Family Feud: How a 30-Something Brand Built a Successful App on Facebook

Brands haven’t had much success in the Facebook app market. Although quite a few large companies have a successful Page for themselves or a product, it’s rare to see an app that has had any success at all working with a well-known name.

Which is why we’ve been watching Family Feud with interested since the app began quickly growing in March. Despite stemming from a brand over three decades old, Feud kicked the losing streak for brands and got users — almost four million of them at last count.

David Fox, the co-founder of developer iWin, got up on stage yesterday at the Social Gaming Summit in San Francisco to talk about what made the difference with the trivia app.

First and most surprising is that Feud’s growth may not be as dependent on nostalgia as you might think — Fox said that Brits and Australians have also been playing the game. Feud succeeds because it hits a sweet spot in its market; Fox called it a “trivia game for everyday folk.”

What really makes Feud work is having a brand that fits naturally into a social app. Feud isn’t just trivia, it’s cooperative trivia in which small, tightly knit social groups work together. On Facebook, players can’t synchronously work together, but iWin managed to translate the touch-points to still be satisfying for users.
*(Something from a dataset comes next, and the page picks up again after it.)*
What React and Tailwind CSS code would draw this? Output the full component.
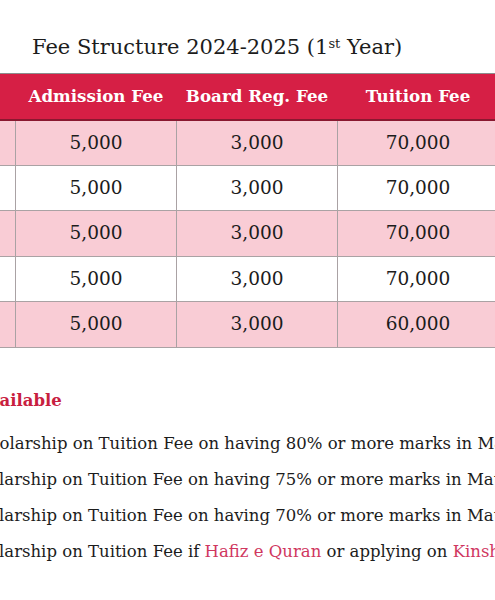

For instance, after playing a round you may be able to see answers that friends gave in the past, what Fox called a “moment of intimacy” that provides in insight into how people close to you think.

Picking a brand with obvious social connections was only half the puzzle for iWin, though. The other half was finding a brand owner that understood Facebook and was willing to provide support, not just licensing.

Having fulfilled those basic qualifications, though, iWin decided to go off the rails with many of its other features. Here are a few points from Fox’s list of Facebook “rules” that his company broke with the game:

  • Long session times: Fox said that Feud’s playtimes run long for Facebook, but users don’t seem to mind.
  • Gated content: Feud is a time management game with a vengeance, involving a 24 hour wait between plays unless you pay. Fox seemed to think the strict gating had to do with some people’s addiction.
  • Not international: iWin hasn’t localized the prototypically American game, even for the easy British English market, but again, people come back anyway.
  • Heavy keyboard use: There’s not much mouse-clicking in Feud, something of a central facet of most Facebook games.
  • You can lose: Most Facebook games don’t have any real way for a player to lose.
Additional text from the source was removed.